My second resident stench lives in the truck I occasionally refer to as “the Beast”. The truck has a stale smell, like an old leaf pile or a room that hasn’t been aired out in years. It’s not as fragrant as the hippy crypt whiff that the sandals have but still, stepping into the truck is a little like going up into an attic or garage or someplace that you don’t get to quite as often as you ought to. It smells unused and forgotten and slightly old, like last year’s summer. The truck raunch isn’t precisely a raunch as it is more of a sad slightly lingering organic smell of yesterday’s dreams. I tried keeping an air freshener in the cab and a pack of Wrigley’s big red gum can usually be found baking in the cup holder but that only leads to cinnamon scented mustiness. I can usually air out the truck on the drive or get used to the smell by the end of the block so it’s not really that much of a bother. Maybe a little fabreeze and a good shaking of the floor mats might lessen the atmosphere in the cab but I always remember too late when we are going somewhere or not at all when I have free time.

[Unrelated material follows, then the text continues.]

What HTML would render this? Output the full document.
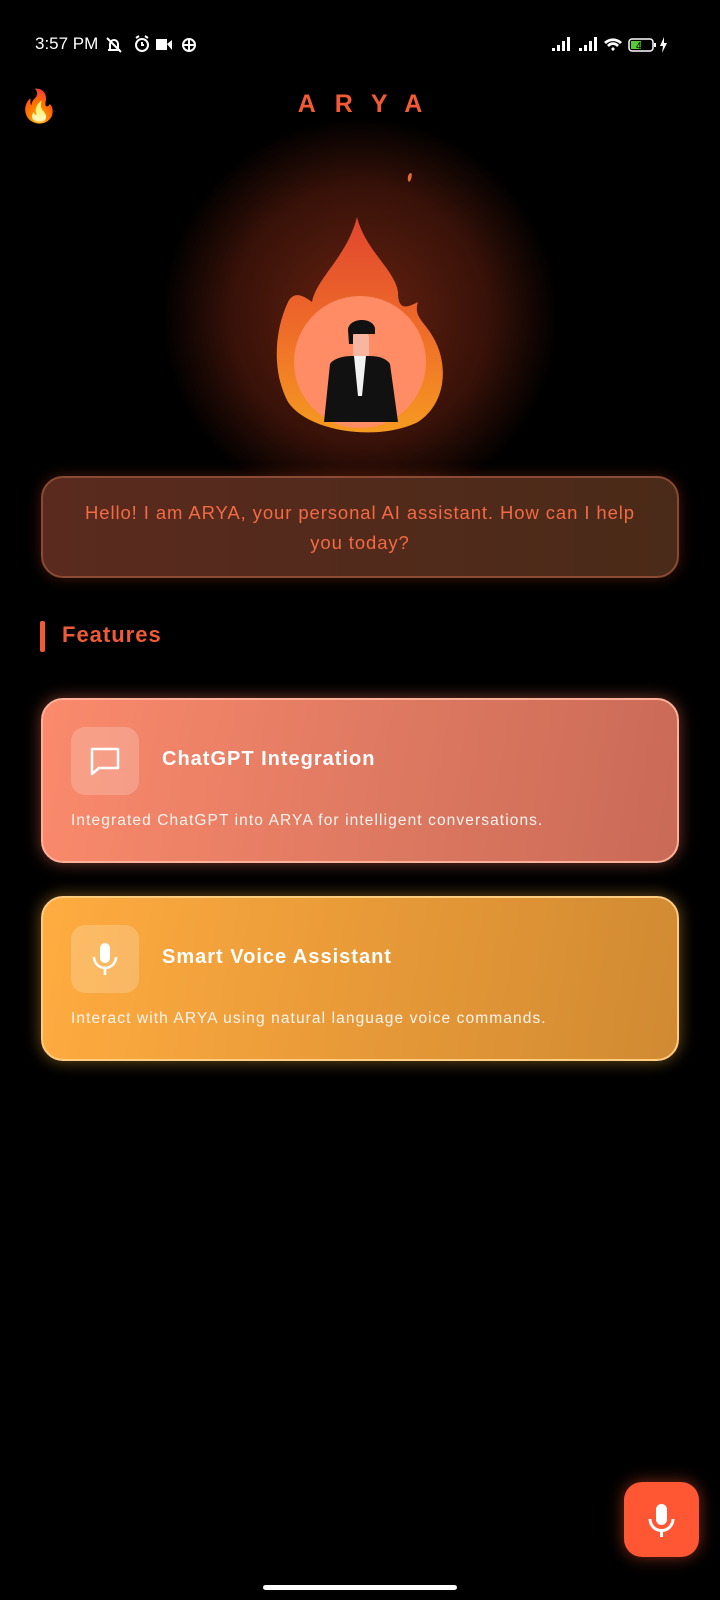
<!DOCTYPE html>
<html><head><meta charset="utf-8"><style>
*{margin:0;padding:0;box-sizing:border-box}
body{width:720px;height:1600px;background:#000;position:relative;overflow:hidden;font-family:"Liberation Sans",sans-serif;color:#fff}
.abs{position:absolute}
.sb{top:34px;font-size:17px;color:#fff}
.msg{left:41px;top:476px;width:638px;height:102px;border-radius:22px;border:2px solid #8a4a33;background:linear-gradient(90deg,#5a2a1e,#4a2a18);box-shadow:0 0 14px rgba(255,90,40,.25);color:#f36a44;font-size:18.5px;text-align:center;line-height:30px;padding-top:20px;letter-spacing:.9px;white-space:nowrap}
.card{left:41px;width:638px;height:165px;border-radius:22px}
.ic{left:28px;top:27px;width:68px;height:68px;border-radius:14px;background:rgba(255,255,255,.2)}
.t{left:119px;font-size:20px;font-weight:bold;letter-spacing:1px}
.d{left:28px;font-size:15.5px;letter-spacing:1.1px;color:#fff4ee;white-space:nowrap}
</style></head><body>
<div class="abs sb" style="left:35px">3:57 PM</div>
<svg class="abs" style="left:104px;top:35px" width="100" height="20" viewBox="0 0 100 20" fill="none" stroke="#fff" stroke-width="2">
<path d="M4 15h12M6 15V9a4 4 0 0 1 8 0v6M3 3l14 14"/>
<circle cx="38" cy="10" r="6"/><path d="M38 7v3h2M32 3l3-2M44 3l-3-2"/>
<rect x="52" y="4" width="11" height="11" fill="#fff" stroke="none"/><path d="M63 9l5-4v10z" fill="#fff" stroke="none"/>
<circle cx="85" cy="10" r="6"/><path d="M79 10h12M85 4v12"/>
</svg>
<svg class="abs" style="left:552px;top:35px" width="135" height="20" viewBox="0 0 135 20" fill="#fff">
<rect x="0" y="13" width="3" height="3"/><rect x="5" y="10" width="3" height="6"/><rect x="10" y="6" width="3" height="10"/><rect x="15" y="2" width="3" height="14"/>
<rect x="27" y="13" width="3" height="3"/><rect x="32" y="10" width="3" height="6"/><rect x="37" y="6" width="3" height="10"/><rect x="42" y="2" width="3" height="14"/>
<path d="M52 7a13 13 0 0 1 18 0l-2 2a10 10 0 0 0-14 0zM55 10a8 8 0 0 1 12 0l-2 2a5 5 0 0 0-8 0zM59 14l2-2 2 2-2 2z"/>
<rect x="77" y="4" width="24" height="12" rx="3" fill="none" stroke="#fff" stroke-width="1.5"/><rect x="79" y="6" width="10" height="8" fill="#5c3"/><rect x="102" y="8" width="2" height="4"/>
<text x="84" y="14" font-size="10" fill="#000" font-family="Liberation Sans">47</text>
<path d="M112 2l-4 9h3l-1 7 5-10h-3z"/>
</svg>
<div class="abs" style="left:19px;top:86px;font-size:32px;line-height:40px">🔥</div>
<div class="abs" style="left:0;width:720px;top:90px;text-align:center;color:#f05a35;font-size:25px;font-weight:bold;letter-spacing:19px;padding-left:19px">ARYA</div>
<div class="abs" style="left:160px;top:116px;width:400px;height:400px;border-radius:50%;background:radial-gradient(circle,rgba(120,40,20,.85) 0%,rgba(80,25,12,.7) 45%,rgba(0,0,0,0) 70%)"></div>
<svg class="abs" style="left:240px;top:150px" width="240" height="290" viewBox="0 0 240 290">
<defs><linearGradient id="fl" x1="0" y1="0" x2="0" y2="1"><stop offset="0" stop-color="#e0452e"/><stop offset=".5" stop-color="#ee6a2a"/><stop offset="1" stop-color="#f59a20"/></linearGradient></defs>
<path d="M168 26c3-6 5-2 3 3-1 4-4 4-3-3z" fill="#e86a30"/>
<path d="M117 67c-10 40-40 60-45 85-8-6-18-12-24 0-14 30-16 70 0 100 20 30 90 40 130 20 30-20 30-60 15-85-8-15-20-20-15-35-10 5-20 10-20-10C155 120 125 100 117 67z" fill="url(#fl)"/>
<circle cx="120" cy="212" r="66" fill="#ff8c64"/>
<rect x="113" y="182" width="16" height="28" rx="6" fill="#f7b6a0"/>
<path d="M108 180c0-12 24-14 27-2v6h-22v10h-4z" fill="#111"/>
<path d="M84 272l6-58c4-6 14-8 22-8h18c8 0 16 2 20 8l8 58z" fill="#111"/>
<path d="M114 206h12l-4 40h-4z" fill="#f2f2f2"/>
</svg>
<div class="abs msg">Hello! I am ARYA, your personal AI assistant. How can I help<br>you today?</div>
<div class="abs" style="left:40px;top:621px;width:5px;height:31px;background:#f05a35;border-radius:2px"></div>
<div class="abs" style="left:62px;top:622px;font-size:22px;font-weight:bold;color:#f05a35;letter-spacing:1px">Features</div>
<div class="abs card" style="top:698px;background:linear-gradient(100deg,#fb8a6c,#e07a62 50%,#c96a57);border:2px solid #ffb09a;box-shadow:0 0 16px rgba(255,120,90,.45)">
 <div class="abs ic"><svg width="68" height="68" viewBox="0 0 68 68" fill="none" stroke="#fff" stroke-width="2.5"><path d="M21 22h26v19H28l-7 6z" stroke-linejoin="round"/></svg></div>
 <div class="abs t" style="top:48px">ChatGPT Integration</div>
 <div class="abs d" style="top:112px">Integrated ChatGPT into ARYA for intelligent conversations.</div>
</div>
<div class="abs card" style="top:896px;background:linear-gradient(100deg,#ffac40,#e89a38 50%,#d08a32);border:2px solid #ffcc80;box-shadow:0 0 16px rgba(255,180,60,.45)">
 <div class="abs ic"><svg width="68" height="68" viewBox="0 0 68 68" fill="#fff"><rect x="29" y="18" width="10" height="20" rx="5"/><path d="M23 32a11 11 0 0 0 22 0" fill="none" stroke="#fff" stroke-width="2.5"/><rect x="32.7" y="43" width="2.6" height="7"/></svg></div>
 <div class="abs t" style="top:48px">Smart Voice Assistant</div>
 <div class="abs d" style="top:112px">Interact with ARYA using natural language voice commands.</div>
</div>
<div class="abs" style="left:624px;top:1482px;width:75px;height:75px;border-radius:18px;background:#ff5733;box-shadow:0 0 16px rgba(255,87,51,.5)">
<svg width="75" height="75" viewBox="0 0 75 75" fill="#fff"><rect x="32" y="22" width="11" height="21" rx="5.5"/><path d="M26 37a11.5 11.5 0 0 0 23 0" fill="none" stroke="#fff" stroke-width="3"/><rect x="36" y="48" width="3" height="7"/></svg>
</div>
<div class="abs" style="left:263px;top:1585px;width:194px;height:5px;border-radius:3px;background:#fff"></div>
</body></html>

Yesterday, when we went to Dirge and Shar’s place we took the truck and for the first time, both stenches met. The birks’ radius is limited by their volume so as long as they have some open air, I don’t notice the festering death that hangs around them. The truck is all enclosed so the prevailing smell was the stale old smell of the cab. Things continued on in this manner until we met Yojimbop (who is another story all together) and his oil burning hulk of a junker, at which point the smell of burning petrochemicals and other things that probably shouldn’t be getting as hot as they were dominated the cab.

I hesitated, I hemmed, I hawed, but in the end I told TheMan how to put the truck’s air system on recirculate. Within moments I could detect the creep of dead shoe reek in the air. I decided that I wished my feet could chew gum. Maybe then the birks might not be as offensive.

Anyone know, short of burning, how to exorcize deamons from the soles of my shoes?